Dr. Williams wrote as follows:—

I am very much struck by the quality of the English work. Is there some special reason for the very high standard? Your children’s range of knowledge and their power of judgment seem to me remarkable; it is certainly totally unlike anything I see elsewhere and I cannot but think that there must be some reason for it.

The reason, as I told Dr. Williams, is to be found in the range and quality of the books used, and in the general adoption of Charlotte Mason’s teaching methods.

Even in a poorly handled school the clever child can make amazing progress: and in a good school the slow child, the child of late development, gets his chance; a chance that the conventional methods, the oral lesson and the rapid oral questioning, never give him. He craves for knowledge as much as any other. Read to him: he loves it. If you don’t hustle him, he will narrate just as well as another.
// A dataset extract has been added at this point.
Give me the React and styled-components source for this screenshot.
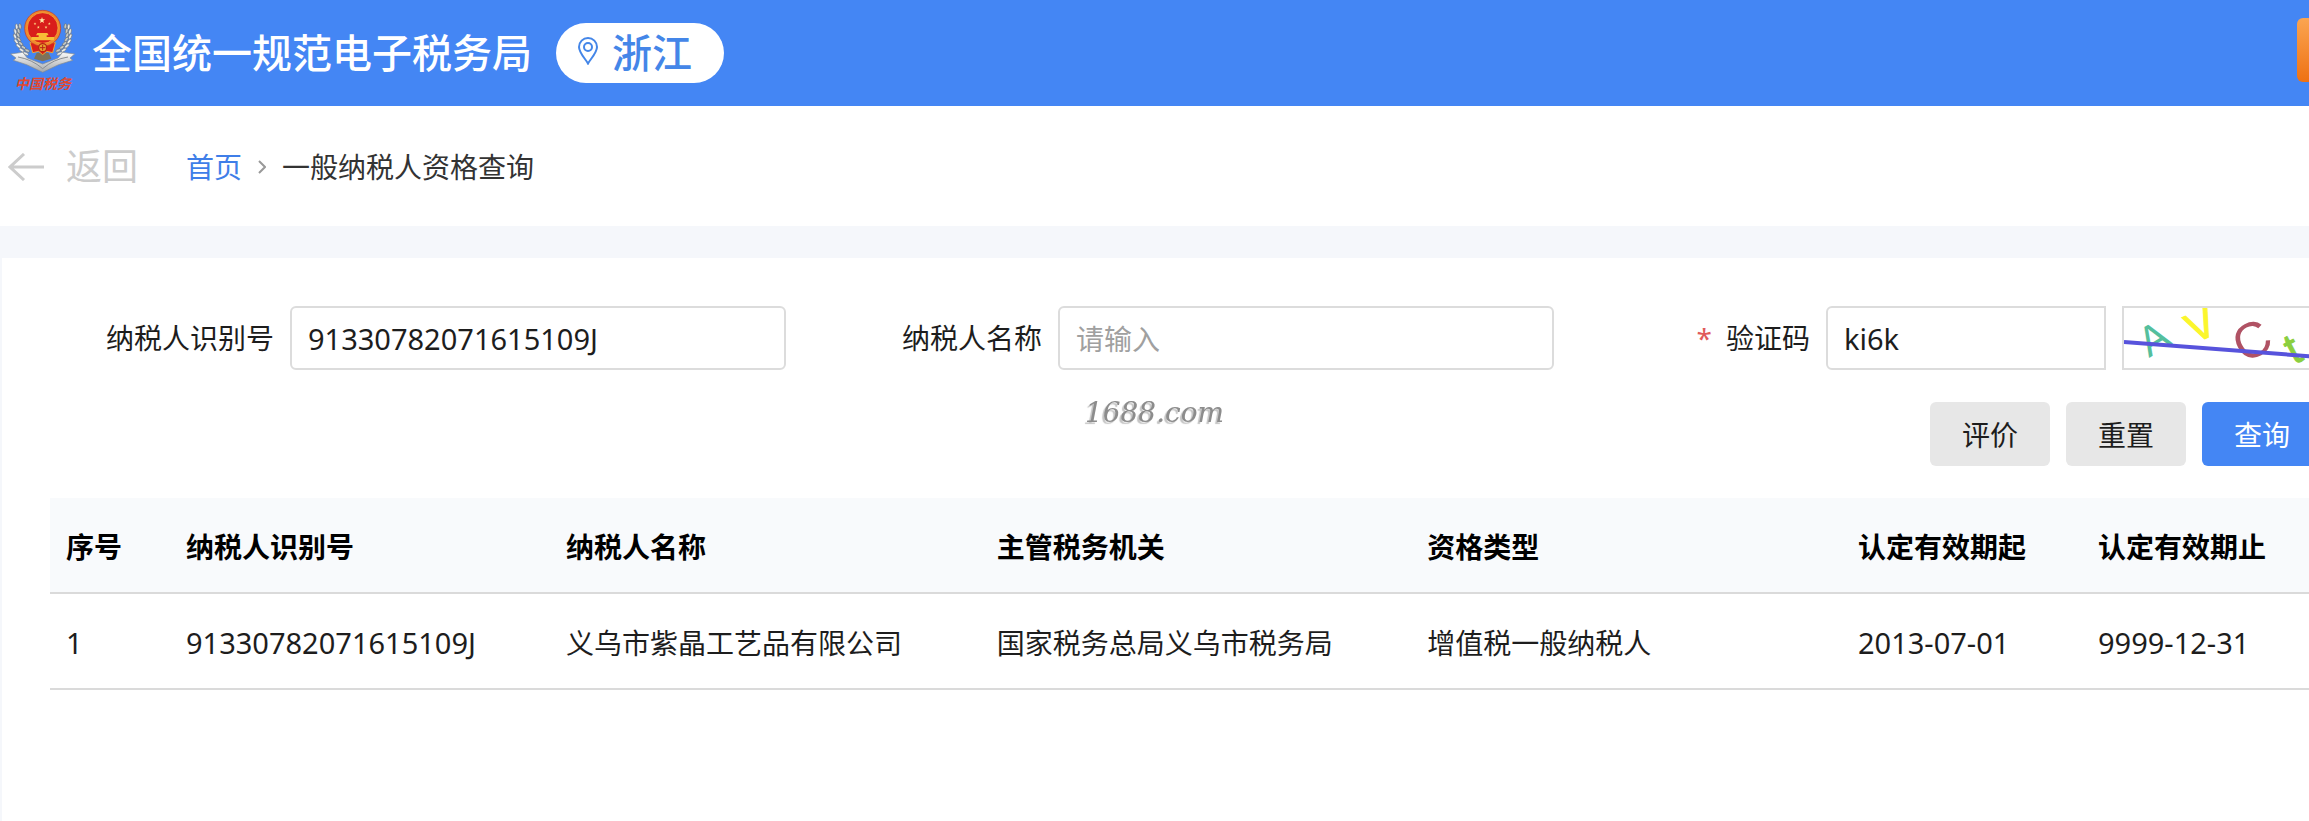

Pride of achievement is now his. He gains confidence; he makes brave efforts; and the things that by the old method were impossible, become possible now. He no longer feels, he is no longer regarded as, a dolt. He finds that what he can tell he can write, and he begins to spell. The teachers have been amazed by the progress made by children of this type.

I wish I could give you examples of the written work the children do, both in their daily routine and in the examinations at the end of each term, examinations which are a joy—I speak the bare truth—to child and teacher: but I have already taken up too much of your time and I cannot do it. If you are curious—and I hope some of you may be—you can find such examples in pamphlets which the P.N.E.U. have printed.

Our schools get a good many visitors who wish to see for themselves the work about which they have heard or read. Teachers and children are used to them. If any of you are still in England when the schools re-open in September, and would wish to visit one or more of them, I hope you will let me know, and I can arrange such a visit for you at any point of the county at which you like to enter it.

An address given at the British Commonwealth Education Conference held at Bedford College, July, 1931.